Draw up the ends of the cheesecloth to make a little bag, tie it off tightly, then twist and squeeze the bag hard, catching the sweetened ginger juice in the bowl.

3.
Put the ginger juice and the tied-off cheesecloth bag in the jar with the water and the rest of the sugar and shake or stir until the sugar is dissolved. Add the kefir grains, the lemon, and the dried fruit.

4.
Seal the jar tightly and let stand at room temperature for 48 hours, shaking up the contents a few times during that period.

5.
Strain off the ginger beer into airtight, sealable, strong plastic or glass bottles. Place in the fridge for 2 days before drinking, or, optionally, increase the fizz by allowing the strained ginger beer to sit sealed at room temperature for an additional day before placing it in the fridge. Drink cold.

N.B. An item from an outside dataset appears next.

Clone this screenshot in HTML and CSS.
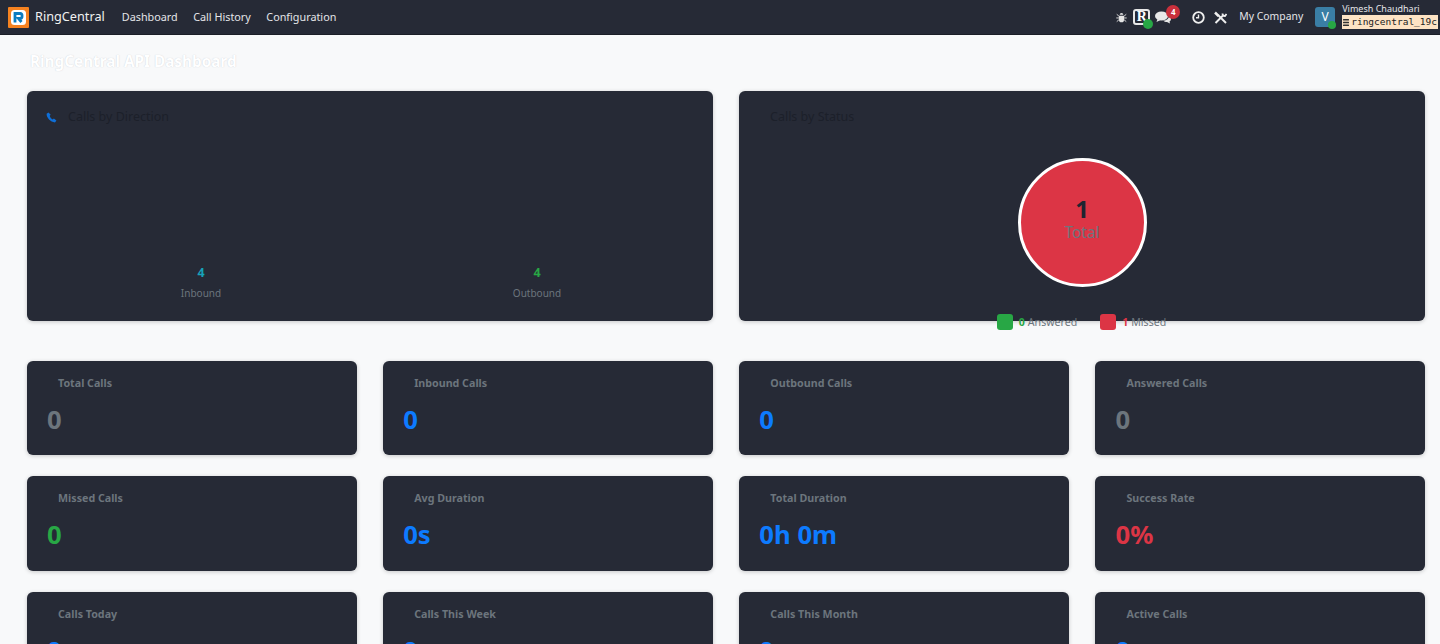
FILE: index.html
```html
<!DOCTYPE html>
<html lang="en">
<head>
<meta charset="UTF-8" />
<meta name="viewport" content="width=device-width, initial-scale=1" />
<title>RingCentral API Dashboard</title>
<link rel="stylesheet" href="styles.css">
</head>
<body>

<nav class="navbar">
  <svg class="brand-logo" width="21" height="21" viewBox="0 0 21 21">
    <rect width="21" height="21" rx="1" fill="#f58220"/>
    <rect x="3" y="3" width="15" height="15" rx="3.500" fill="#fff"/>
    <path d="M7 15.500V6.500h5.500a1.500 1.500 0 0 1 1.500 1.500v2a1.500 1.500 0 0 1-1.500 1.500H10.500l3 3.500" fill="none" stroke="#0a7cc1" stroke-width="2.800"/>
  </svg>
  <span class="brand-name">RingCentral</span>
  <div class="nav-menu">
    <a>Dashboard</a>
    <a>Call History</a>
    <a>Configuration</a>
  </div>

  <div class="nav-right">
    <svg class="icon-bug" width="11" height="11" viewBox="0 0 12 12" fill="#e4e4e4">
      <path d="M4 3a2 2 0 0 1 4 0z"/>
      <path d="M3.200 4h5.600v4.500a2.800 2.800 0 0 1-5.600 0z"/>
      <path d="M.8 2.500l2.400 2M11.200 2.500l-2.400 2M.3 6.500h3M8.700 6.500h3M.8 10.500l2.400-2M11.200 10.500l-2.400-2" stroke="#e4e4e4" stroke-width="1"/>
    </svg>
    <div class="icon-rbox">
      <span>R</span>
      <i class="dot"></i>
    </div>
    <div class="icon-chat">
      <svg width="16" height="13" viewBox="0 0 16 13" fill="#e8e8e8">
        <ellipse cx="6.500" cy="5" rx="6.500" ry="4.500"/>
        <path d="M2.500 8L1.500 11l4-2z"/>
        <path d="M14 5c1.500 1 2 2 2 3 0 1-.6 2-1.500 2.500l.5 2-3-1.500c-1.500 0-3-.5-3.500-1.500 3 0 5.500-2 5.500-4.500z"/>
      </svg>
      <span class="badge">4</span>
    </div>
    <svg class="icon-clock" width="13" height="13" viewBox="0 0 13 13" fill="none" stroke="#eee" stroke-width="1.800">
      <circle cx="6.500" cy="6.500" r="5.300"/>
      <path d="M6.500 3.500v3.200H4" stroke-width="1.400"/>
    </svg>
    <svg class="icon-tools" width="13" height="13" viewBox="0 0 13 13" fill="none" stroke="#eee">
      <path d="M1.500 12L9 4.500" stroke-width="2"/>
      <path d="M12 12L4 4" stroke-width="2"/>
      <path d="M1 1.500L4.500 5" stroke-width="2.500"/>
      <path d="M8.500 2.500a2.500 2.500 0 0 0 2.500 2.500L12.500 3" stroke-width="1.800"/>
    </svg>
    <span class="company">My Company</span>
    <div class="avatar">V<i class="dot"></i></div>
    <div class="user">
      <div class="user-name">Vimesh Chaudhari</div>
      <div class="db-tag">
        <svg width="6" height="7" viewBox="0 0 6 7" fill="#333"><rect width="6" height="1.500" rx=".5"/><rect y="2.700" width="6" height="1.500" rx=".5"/><rect y="5.400" width="6" height="1.500" rx=".5"/></svg>
        <code>ringcentral_19c</code>
      </div>
    </div>
  </div>
</nav>

<main class="content">
  <h1 class="page-title">RingCentral API Dashboard</h1>

  <div class="chart-row">
    <section class="panel">
      <h2 class="panel-title">
        <svg width="11" height="11" viewBox="0 0 11 11"><path d="M2.500.5L.6 1.800C.4 5.500 4.500 10.300 9 10.400l1.400-2L7.900 6.600 6.700 7.500C5.200 6.800 4 5.300 3.700 3.800l1-1z" fill="#0f6fd8"/></svg>
        Calls by Direction
      </h2>
      <div class="direction">
        <div class="direction-col">
          <div class="direction-value inbound">4</div>
          <div class="direction-label">Inbound</div>
        </div>
        <div class="direction-col">
          <div class="direction-value outbound">4</div>
          <div class="direction-label">Outbound</div>
        </div>
      </div>
    </section>

    <section class="panel">
      <h2 class="panel-title status-title">Calls by Status</h2>
      <div class="pie">
        <div class="pie-value">1</div>
        <div class="pie-label">Total</div>
      </div>
      <div class="legend">
        <div class="legend-item"><i class="swatch answered"></i><b class="answered-text">0</b> Answered</div>
        <div class="legend-item"><i class="swatch missed"></i><b class="missed-text">1</b> Missed</div>
      </div>
    </section>
  </div>

  <div class="stats">
    <div class="stat"><div class="stat-label">Total Calls</div><div class="stat-value grey">0</div></div>
    <div class="stat"><div class="stat-label">Inbound Calls</div><div class="stat-value blue">0</div></div>
    <div class="stat"><div class="stat-label">Outbound Calls</div><div class="stat-value blue">0</div></div>
    <div class="stat"><div class="stat-label">Answered Calls</div><div class="stat-value grey">0</div></div>
    <div class="stat"><div class="stat-label">Missed Calls</div><div class="stat-value green">0</div></div>
    <div class="stat"><div class="stat-label">Avg Duration</div><div class="stat-value blue">0s</div></div>
    <div class="stat"><div class="stat-label">Total Duration</div><div class="stat-value blue">0h 0m</div></div>
    <div class="stat"><div class="stat-label">Success Rate</div><div class="stat-value red">0%</div></div>
    <div class="stat"><div class="stat-label">Calls Today</div><div class="stat-value blue">0</div></div>
    <div class="stat"><div class="stat-label">Calls This Week</div><div class="stat-value blue">0</div></div>
    <div class="stat"><div class="stat-label">Calls This Month</div><div class="stat-value blue">0</div></div>
    <div class="stat"><div class="stat-label">Active Calls</div><div class="stat-value blue">0</div></div>
  </div>
</main>

</body>
</html>
```

FILE: styles.css
```css
* {
  box-sizing: border-box;
}
html, body {
  height: 100%;
}
body {
  margin: 0;
  overflow: hidden;
  background: #f8f9fa;
  color: #212529;
  font-family: "Noto Sans", "Open Sans", sans-serif;
}

/* Navbar */
.navbar {
  display: flex;
  align-items: center;
  height: 35px;
  padding: 0 2px 0 8px;
  background: #262a36;
  color: #e4e5e8;
  font-size: 10.800px;
  border-bottom: 1px solid #1b1e27;
}
.brand-logo {
  flex: none;
}
.brand-name {
  margin: 0 0 2px 6px;
  font-size: 12.700px;
  color: #f0f0f0;
}
.nav-menu {
  display: flex;
  gap: 15.500px;
  margin: 0 0 2px 17px;
}
.nav-right {
  display: flex;
  align-items: center;
  margin-left: auto;
}
.icon-rbox {
  position: relative;
  width: 17px;
  height: 16px;
  margin-left: 6px;
  border: 2px solid #e8e8e8;
  border-radius: 3px;
  color: #fff;
  font-family: "Liberation Serif", serif;
  font-weight: 700;
  font-size: 14px;
  line-height: 12px;
  text-align: center;
}
.dot {
  position: absolute;
  right: -5px;
  bottom: -6px;
  width: 10px;
  height: 10px;
  border-radius: 50%;
  background: #28a745;
}
.icon-chat {
  position: relative;
  display: flex;
  margin-left: 5px;
  width: 16px;
}
.badge {
  position: absolute;
  top: -6px;
  left: 11px;
  width: 14px;
  height: 14px;
  border-radius: 7px;
  background: #c9303c;
  color: #fff;
  font-size: 8px;
  font-weight: 700;
  line-height: 14px;
  text-align: center;
}
.icon-clock {
  margin-left: 21px;
}
.icon-tools {
  margin-left: 9px;
}
.company {
  margin: 0 0 2px 12px;
  font-size: 10.400px;
}
.avatar {
  position: relative;
  width: 20px;
  height: 20px;
  margin-left: 12px;
  border-radius: 3px;
  background: #3a7ea5;
  color: #fff;
  font-size: 12px;
  line-height: 20px;
  text-align: center;
}
.avatar .dot {
  right: -1px;
  bottom: -2px;
  width: 8px;
  height: 8px;
}
.user {
  margin-left: 7px;
}
.user-name {
  font-size: 9px;
  line-height: 12px;
  margin-top: -2px;
}
.db-tag {
  display: flex;
  align-items: center;
  gap: 2px;
  height: 14px;
  padding: 0 1px;
  background: #fde3c4;
  color: #222;
}
.db-tag code {
  font-family: "DejaVu Sans Mono", "Liberation Mono", monospace;
  font-size: 9.500px;
  line-height: 14px;
}

/* Page */
.content {
  padding: 0 15px 0 27px;
}
.page-title {
  margin: 0;
  padding: 16px 0 0 3px;
  height: 56px;
  color: #fff;
  font-size: 15.300px;
  font-weight: 700;
  line-height: 20px;
  text-shadow: 0 0 1px rgba(120, 130, 150, .4);
}
.chart-row {
  display: grid;
  grid-template-columns: 1fr 1fr;
  gap: 26px;
}
.panel {
  height: 230px;
  background: #262a36;
  border-radius: 6px;
  box-shadow: 0 1px 4px rgba(0, 0, 0, .2);
}
.panel-title {
  display: flex;
  align-items: center;
  gap: 11px;
  margin: 0;
  padding: 13px 0 0 19px;
  height: 39px;
  color: #1c202a;
  font-size: 12.500px;
  font-weight: 400;
  line-height: 18px;
}
.status-title {
  padding-left: 31px;
}
.direction {
  display: grid;
  grid-template-columns: 336px 336px;
  padding: 134px 0 0 6px;
}
.direction-col {
  text-align: center;
}
.direction-value {
  font-size: 12.500px;
  font-weight: 700;
  line-height: 18px;
}
.direction-label {
  margin-top: 4px;
  color: #6c757d;
  font-size: 10px;
  line-height: 14px;
}
.inbound {
  color: #17a2b8;
}
.outbound {
  color: #28a745;
}
.pie {
  width: 129px;
  height: 129px;
  margin: 28px auto 0;
  padding-top: 34px;
  border: 3px solid #fff;
  border-radius: 50%;
  background: #dc3545;
  text-align: center;
}
.pie-value {
  color: #1f2430;
  font-size: 24px;
  font-weight: 700;
  line-height: 28px;
}
.pie-label {
  color: #6c757d;
  font-size: 15.500px;
  line-height: 18px;
}
.legend {
  display: flex;
  justify-content: center;
  gap: 23px;
  margin-top: 27px;
  padding-right: 1px;
  color: #6c757d;
  font-size: 10.600px;
}
.legend-item {
  display: flex;
  align-items: center;
  gap: 3px;
  height: 16px;
}
.legend-item b {
  margin-left: 3px;
  font-weight: 700;
}
.swatch {
  width: 16px;
  height: 16px;
  border-radius: 3px;
}
.answered {
  background: #28a745;
}
.missed {
  background: #dc3545;
}
.answered-text {
  color: #28a745;
}
.missed-text {
  color: #dc3545;
}

/* Stat cards */
.stats {
  display: grid;
  grid-template-columns: repeat(4, 1fr);
  column-gap: 26.670px;
  row-gap: 21px;
  margin-top: 39.800px;
}
.stat {
  height: 94.500px;
  padding: 14px 20px;
  background: #262a36;
  border-radius: 6px;
  box-shadow: 0 1px 4px rgba(0, 0, 0, .2);
}
.stat-label {
  padding-left: 11px;
  color: #6c757d;
  font-size: 10.700px;
  font-weight: 700;
  line-height: 16px;
}
.stat-value {
  margin-top: 11px;
  font-size: 25.700px;
  font-weight: 700;
  line-height: 36px;
}
.grey {
  color: #6c757d;
}
.blue {
  color: #0d7bff;
}
.green {
  color: #28a745;
}
.red {
  color: #dc3545;
}
```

Monica Ford’s Apple Ginger Soda

Monica Ford is a real food devotee—in fact, she calls her business Real Food Devotee—and she delivers nutrient-dense, ready-to-eat foods to homes around Los Angeles. She’s enthusiastic about producing these foods and sharing recipes for fermented foods, and she tries to make it fun. For more info about her, visit www.realfooddevotee.com.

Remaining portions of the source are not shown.